O escritor britânico George Orwell
O escritor britânico George Orwell - Reprodução

Assim pensava uma criança, ligeiramente aturdida pela violência da história (e pela morte, inesquecível, do cavalo Sansão). Só mais tarde a novela de Orwell ganhou outros contornos como sátira e alegoria da Rússia soviética. Corrijo. Da Rússia soviética sob Stálin – uma diferença importante.

Quando lemos “A Revolução dos Bichos” com os olhos de um adulto, somos capazes de identificar nas personagens centrais algumas figuras históricas do comunismo.

O velho Major é Marx “lui même”, convocando os animais da granja para lhes revelar o “estranho sonho” de um mundo onde “todos os animais são iguais”.

O senhor Jones representa a velha monarquia czarista, indolente e decadente, que agoniza no seu torpor enquanto os animais passam fome.

Os porcos Napoleão e Bola-de-Neve são, respectivamente, Stálin e Trotsky – os herdeiros de Major, intérpretes da sua filosofia Animalista, e posteriormente inimigos mortais.

Ausente dessa galeria, e como bem observou Christopher Hitchens, está Lênin – não há nenhum porco que o represente. Mero esquecimento? Opção consciente para preservar a economia da história?

Não creio. O objetivo de Orwell não era destruir o “mito soviético” desde a origem.
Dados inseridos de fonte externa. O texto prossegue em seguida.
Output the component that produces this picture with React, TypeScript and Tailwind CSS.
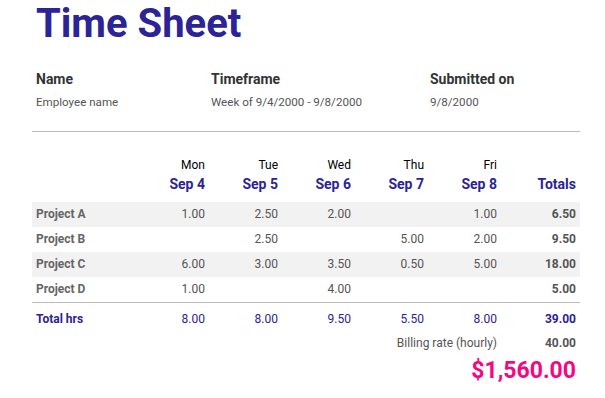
const days = [
  { day: "Mon", date: "Sep 4" },
  { day: "Tue", date: "Sep 5" },
  { day: "Wed", date: "Sep 6" },
  { day: "Thu", date: "Sep 7" },
  { day: "Fri", date: "Sep 8" },
];

const projects = [
  { name: "Project A", hours: ["1.00", "2.50", "2.00", "", "1.00"], total: "6.50" },
  { name: "Project B", hours: ["", "2.50", "", "5.00", "2.00"], total: "9.50" },
  { name: "Project C", hours: ["6.00", "3.00", "3.50", "0.50", "5.00"], total: "18.00" },
  { name: "Project D", hours: ["1.00", "", "4.00", "", ""], total: "5.00" },
];

const dayTotals = ["8.00", "8.00", "9.50", "5.50", "8.00"];

const cols = "grid grid-cols-[104px_73px_73px_73px_73px_73px_79px]";

export default function App() {
  return (
    <div className="w-[605px] h-[398px] bg-white pl-8 pr-[25px] font-['Roboto',sans-serif] overflow-hidden">
      <h1 className="pl-1 text-[40px] leading-[48px] font-bold text-[#2b2397]">Time Sheet</h1>

      {/* header info */}
      <div className="mt-5 pl-1 grid grid-cols-[175px_219px_1fr]">
        <div className="mt-[1px] text-[14px] leading-5 font-bold text-[#333]">Name</div>
        <div className="mt-[1px] text-[14px] leading-5 font-bold text-[#333]">Timeframe</div>
        <div className="mt-[1px] text-[14px] leading-5 font-bold text-[#333]">Submitted on</div>
        <div className="mt-[4px] text-[11.6px] leading-[18px] text-[#555]">Employee name</div>
        <div className="mt-[4px] text-[11.6px] leading-[18px] text-[#555]">Week of 9/4/2000 - 9/8/2000</div>
        <div className="mt-[4px] text-[11.6px] leading-[18px] text-[#555]">9/8/2000</div>
      </div>

      <div className="mt-5 border-t border-[#bbb]" />

      {/* table */}
      <div className="mt-[25px]">
        <div className={cols}>
          <div />
          {days.map((d) => (
            <div key={d.day} className="pr-1 text-right">
              <div className="text-[12px] leading-4 text-black">{d.day}</div>
              <div className="mt-[1px] text-[14px] leading-5 font-bold text-[#2b2397]">{d.date}</div>
            </div>
          ))}
          <div className="pr-1 text-right">
            <div className="h-4" />
            <div className="mt-[1px] text-[14px] leading-5 font-bold text-[#2b2397]">Totals</div>
          </div>
        </div>

        <div className="mt-2">
          {projects.map((p, i) => (
            <div
              key={p.name}
              className={`${cols} h-[25px] text-[12px] leading-[25px] ${i % 2 === 0 ? "bg-[#f2f2f2]" : ""}`}
            >
              <div className="pl-1 font-bold text-[#666]">{p.name}</div>
              {p.hours.map((h, j) => (
                <div key={j} className="pr-1 text-right text-[#555]">{h}</div>
              ))}
              <div className="pr-1 text-right font-bold text-[#555]">{p.total}</div>
            </div>
          ))}
        </div>

        <div className={`${cols} border-t border-[#bbb] pt-1 text-[12px] leading-[25px] text-[#2b2397]`}>
          <div className="pl-1 font-bold">Total hrs</div>
          {dayTotals.map((t, j) => (
            <div key={j} className="pr-1 text-right">{t}</div>
          ))}
          <div className="pr-1 text-right font-bold">39.00</div>
        </div>

        <div className="mt-[1px] flex justify-end text-[12px] leading-5 text-[#555]">
          <div className="pr-1">Billing rate (hourly)</div>
          <div className="w-[79px] pr-1 text-right font-bold">40.00</div>
        </div>

        <div className="mt-[3px] pr-1 text-right text-[23px] leading-[30px] font-bold text-[#f5087f]">
          $1,560.00
        </div>
      </div>
    </div>
  );
}
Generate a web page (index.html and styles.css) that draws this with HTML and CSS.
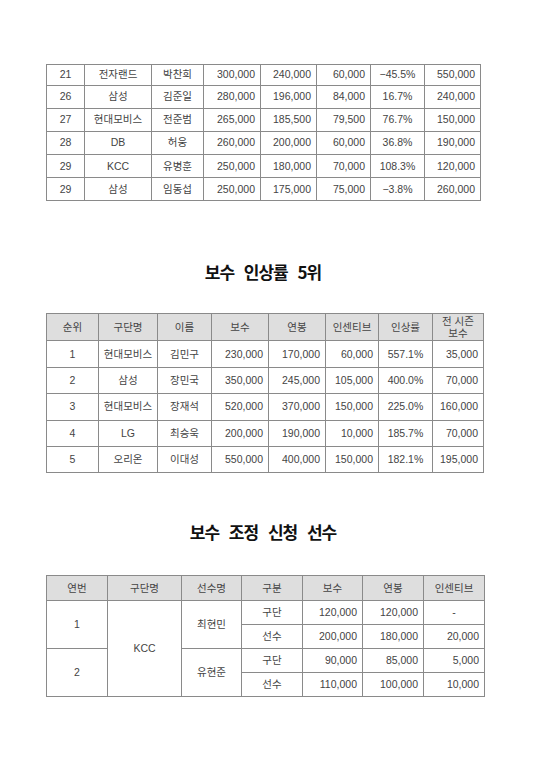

Pelo contrário: era defender o socialismo original dos crimes cometidos em seu nome – e, se possível, revivê-lo.

Que esses crimes tenham começado com Lênin, e não apenas com Stálin, eis uma hipótese que nem o realista George Orwell foi capaz de enfrentar e denunciar.

Por outro lado, entendo a mensagem da obra: pelo abuso, pela mentira e pelo terror, os porcos (comunistas) tornam-se indistinguíveis dos homens (capitalistas) que eles juraram combater.

É uma comparação infeliz, sobretudo para um socialista democrático como Orwell. Será possível comparar o camarada Stálin ao capitalista Churchill? Será possível comparar a União Soviética de 1945 com o Reino Unido do mesmo período?

Não era —e Orwell sabia disso. Esse, aliás, foi o grande objetivo dos seus escritos depois da experiência traumática na Guerra Civil Espanhola, que quase lhe custou a vida às mãos dos capangas soviéticos: acordar a esquerda, a sua esquerda, para a natureza sanguinária de Stálin.

A mensagem era indigesta, ou “inoportuna”, sobretudo quando a União Soviética lutara ao lado dos aliados contra o fascimo?

Talvez fosse. Mas nem por isso menos verdadeira –e o prefácio (censurado) que Orwell escreveu para a primeira edição de “A Revolução dos Bichos” parece-me hoje mais importante do que a novela propriamente dita. Porque lida com questões intemporais sobre a liberdade de expressão.

Como pergunta (e responde) Orwell, “será que qualquer opinião, por mais impopular —por mais estúpida, até— que seja, tem o direito de ser difundida? Formule-se a questão dessa maneira, e qualquer intelectual inglês se sentirá obrigado a responder que sim. Mas quando ela se reveste de uma forma concreta, e alguém pergunta “e que tal, por exemplo, um ataque a Stálin? Tem direito de ser difundido?”, a resposta quase sempre será não.

Para o autor, isso não é liberdade; é conveniência política, é censura ideológica, é mentira moral.

E se muitos se entregam a essas práticas porque acreditam ingenuamente que “a defesa da democracia envolve a destruição de qualquer independência de pensamento”, outros o fazem porque têm “mentalidade de gramofone”: estão sempre dispostos a tocar o disco da moda por covardia, cupidez ou má-fé.

“São os liberais que temem a liberdade”, acusava Orwell em 1945, “e os intelectuais que querem jogar lama no intelecto”.

Passaram 75 anos. Nada mudou.

As citações de Orwell são da edição brasileira de “A Revolução dos Bichos” (Companhia das Letras), com tradução de Heitor Aquino Ferreira.